The historian might structure his or her narrative in a roughly comparable way, when one aspect of the history is related, but then the historian returns to an earlier time to follow out another thread of the story. Or the historian might have the narrative jump into the future to highlight the significance of some antecedent event. Again, when done with modest dexterity, the reader is never confused about the Newtonian flow of events.

The time of narration is a less familiar device by which historians restructure real time as well as narrative time. One of the several modes by which historians construct this kind of time is through contraction or expansion of sentence duration. Let me illustrate what I mean by reference to a history with which most readers will be familiar—Thucydides’s History of the Peloponnesian War. At the beginning of his history, Thucydides—a founder, along with Herodotus, of narrative history—Thucydides expends a few paragraphs on events occurring in the earliest period of Cretan hegemony through the time of the Trojan War to just before the outbreak of the war between the two great powers of ancient Greece, Athens and Sparta. The period he so economically describes in a few paragraphs extends, in Newtonian time, for about two thousand years. But Thucydides then devotes several hundred pages to the relatively brief twenty-year period of the War, at least that part of the War he recorded. Sentence duration is an indication of the importance the historian places on the events referred to. Sentence expansion or contraction, however, may have other sustaining causes.

Simply the pacing or rhythm of the historian’s prose might be one. The great French scientist and historian Bernard de Fontenelle said that if the cadences of his sentences demanded it, the thirty years war would have turned out differently. Some historians will linger over an episode, not because it fills in a sequence vital to the tale, but because of the characters involved are intrinsically interesting. Maybe some humors event is inserted in the story simply to keep the reader turning the pages. In histories, centuries may be contracted into the space of a sentence, while moments may be expanded through dozens of paragraphs.

A fourth temporal dimension of narrative is the time of narrative construction. This is a temporal feature especially relevant to considerations of the moral structure of histories. A narrative will be temporally layered by reason of its construction, displaying, as it were, both temporal depth and a temporal horizon. The temporal horizon is more pertinent for my concerns, so let me speak of that. Thucydides wrote the first part of his history toward the end of the war that he described, when the awful later events allowed him to pick out those earlier, antecedent events of explanatory relevance—earlier events that would be epistemologically tinged with Athenian folly yet to come. Only the benefits of hindsight, for example, could have allowed him to put into the mouth of the Spartan messenger Melesipus, who was sent on a last desperate peace mission just before the first engagement of the war—to put into the mouth of this messenger the prophetic regret: “This day will be the beginning of great misfortunes to Hellas.” By the horizontal ordering of time, the historian can describe events in ways that the actors participating in the events could not: Melesipus’s prophecy was possible only because Thucydides had already lived through it.

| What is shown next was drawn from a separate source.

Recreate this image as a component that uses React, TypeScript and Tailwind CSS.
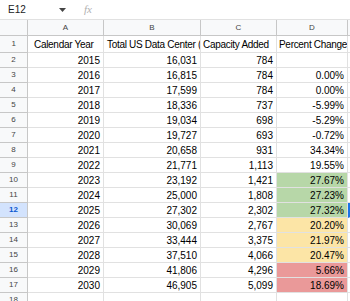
import React from 'react';

type Row = [string, string, string, string, string?];

// year, total, added, pct, fill
const rows: Row[] = [
  ['2015', '16,031', '784', ''],
  ['2016', '16,815', '784', '0.00%'],
  ['2017', '17,599', '784', '0.00%'],
  ['2018', '18,336', '737', '-5.99%'],
  ['2019', '19,034', '698', '-5.29%'],
  ['2020', '19,727', '693', '-0.72%'],
  ['2021', '20,658', '931', '34.34%'],
  ['2022', '21,771', '1,113', '19.55%'],
  ['2023', '23,192', '1,421', '27.67%', 'bg-[#b7d7a8]'],
  ['2024', '25,000', '1,808', '27.23%', 'bg-[#b7d7a8]'],
  ['2025', '27,302', '2,302', '27.32%', 'bg-[#b7d7a8]'],
  ['2026', '30,069', '2,767', '20.20%', 'bg-[#fce5a6]'],
  ['2027', '33,444', '3,375', '21.97%', 'bg-[#fce5a6]'],
  ['2028', '37,510', '4,066', '20.47%', 'bg-[#fce5a6]'],
  ['2029', '41,806', '4,296', '5.66%', 'bg-[#ea9999]'],
  ['2030', '46,905', '5,099', '18.69%', 'bg-[#ea9999]'],
];

const cols = 'grid grid-cols-[28px_76px_97px_76px_71px_1fr]';
const cell = 'border-r border-b border-[#e1e1e1] overflow-hidden whitespace-nowrap';
const rowHead = 'bg-[#f8f9fa] border-r border-b border-[#c7c7c7] flex items-center justify-center text-[8px] text-[#444]';

export default function App() {
  return (
    <div className="w-[350px] h-[301px] overflow-hidden bg-white text-black" style={{ fontFamily: '"Liberation Sans", Arial, sans-serif' }}>
      {/* formula bar */}
      <div className="h-[20px] flex items-center border-b border-[#e1e1e1]">
        <div className="w-[76px] flex items-center pl-[8px] pr-[8px] text-[10px] text-[#202124]">
          <span className="flex-1">E12</span>
          <svg width="7" height="4" viewBox="0 0 7 4" className="mr-[2px]">
            <path d="M0 0h7L3.5 4z" fill="#444" />
          </svg>
        </div>
        <span className="ml-[8px] text-[11px] italic text-[#b0b0b0]" style={{ fontFamily: '"Liberation Serif", serif' }}>fx</span>
      </div>

      {/* column headers */}
      <div className={`${cols} h-[16px] bg-[#f8f9fa] text-[8px] text-[#444]`}>
        <div className="border-r border-b border-[#c7c7c7]" />
        {['A', 'B', 'C', 'D'].map(l => (
          <div key={l} className="border-r border-b border-[#c7c7c7] flex items-center justify-center">{l}</div>
        ))}
        <div className="border-b border-[#c7c7c7]" />
      </div>

      {/* header row */}
      <div className={`${cols} h-[17px] text-[10px] tracking-[-0.3px]`}>
        <div className={rowHead}>1</div>
        <div className={`${cell} flex items-center pl-[6px]`}>Calendar Year</div>
        <div className={`${cell} flex items-center pl-[3px]`}>Total US Data Center (MW)</div>
        <div className={`${cell} flex items-center pl-[2px]`}>Capacity Added</div>
        <div className={`${cell} flex items-center pl-[2px]`}>Percent Change</div>
        <div className="border-b border-[#e1e1e1]" />
      </div>

      {rows.map(([year, total, added, pct, fill], i) => {
        const n = i + 2;
        const sel = n === 12;
        return (
          <div key={n} className={`${cols} h-[15px] text-[10px]`}>
            <div className={sel ? 'bg-[#d3e3fd] border-r border-b border-[#c7c7c7] flex items-center justify-center text-[8px] font-bold text-[#0b57d0]' : rowHead}>{n}</div>
            <div className={`${cell} flex items-center justify-end pr-[3px]`}>{year}</div>
            <div className={`${cell} flex items-center justify-end pr-[3px]`}>{total}</div>
            <div className={`${cell} flex items-center justify-end pr-[3px]`}>{added}</div>
            <div className={`${cell} ${fill ?? ''} flex items-center justify-end pr-[3px]`}>{pct}</div>
            <div className={`border-b border-[#e1e1e1] ${sel ? 'border-l-2 border-l-[#1a73e8]' : ''}`} />
          </div>
        );
      })}

      <div className={`${cols} h-[15px] text-[10px]`}>
        <div className={rowHead}>18</div>
        <div className={cell} />
        <div className={cell} />
        <div className={cell} />
        <div className={cell} />
        <div className="border-b border-[#e1e1e1]" />
      </div>
    </div>
  );
}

This temporal perspective is crucial for the historian. Only from the vantage in the future, can the historian pick out from an infinity of antecedent events just those deemed necessary for the explanation of the consequent events of interest.

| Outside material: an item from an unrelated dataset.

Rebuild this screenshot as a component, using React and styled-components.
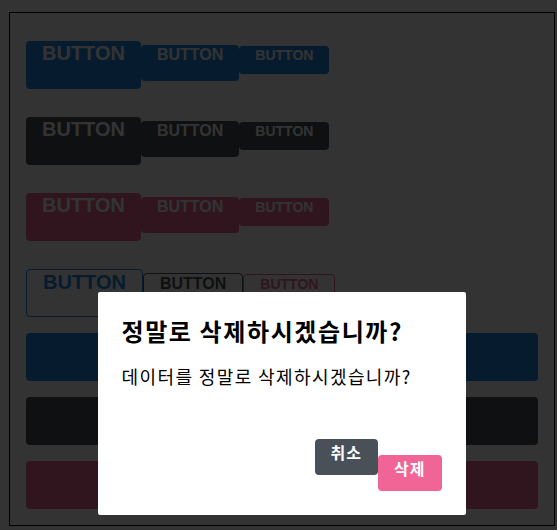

Different causal structures of narratives correspond to their temporal modalities. I won’t detail all of their aspects, but let me quickly rehearse their several modes. The most fundamental causal feature of narratives is the causality of events. This is simply the causality ascribed to events about which the historian writes. Typically the historian will arrange events so as to indicate their causal sequence, a sequence in which the main causes are indicated so as to explain subsequent events, ultimately the central events which the history was designed to explain.

Events in a narrative, however, display a different causal grammar from events in nature. We thus should speak of the causality of narrated events. When in 433 B.C., the Athenians of Thucydides’ history interfered in an internal affair of Corinth, a Spartan ally, they couldn’t have predicted that war would result—though they might have suspected; they certainly couldn’t have predicted their ignominious defeat in the Sicilian campaign twenty years later. From inside of the scene that Thucydides has set, the future appears open; all things are possible, or at least unforeseeable. Yet each of Thucydides’s scenes moves inevitably and inexorably to that climax, namely to the destruction of the fleet at Syracuse, the central event of his history. The historian, by reason of his or her temporal horizon, arranges antecedent events to make their outcome, the central event of interest, something the reader, can expect—something, in the ideal case, that would be regarded as inevitable given the antecedent events, all the while keeping his actors in the dark until the last minute.

This is a view about the grammar of narration that some of historians would not share. Some of them try assiduously to avoid surface terms redolent of causality in their narratives. But I think this is to be unaware of the deeper grammar of narrative. The antecedent events are chosen by the historian to make, as far as he or she is able, the consequent events a causal inevitability. That’s what it is to explain events historically. To the degree this kind of causal structure is missing, to that degree the history will fail to explain how it is that the subsequent events of interests occurred or took the shape they did. Without a tight causal grammar the narrative will loosen to mere chronicle.

This grammatical feature of narrative has bearing on any moral characterization of the actions of the individuals about whom the historian writes. And this in two ways. First, we do think that when we morally evaluate an action, we assume the individual could have chosen otherwise. There will thus be a tension between the actors represented as regarding the future as open, as full of possibilities, and the historian’s knowledge that the future of the actors is really closed. They did what they did because of the narrated events, events carrying those individuals to their appointed destiny.

The second way the causality of narrated events bears on moral assessment has to do with the construction of the sequence of events and their causal connections. The historian will also be making a moral evaluation of the actions of characters—implicitly at least—and will arrange that sequence in which the character’s actions are placed so as either morally to indict the individual, or morally to exculpate the individual, or, what is more frequently the case, to locate the individual’s action in a morally neutral ground. I’ll say more about this feature of the grammar of narrative in a minute.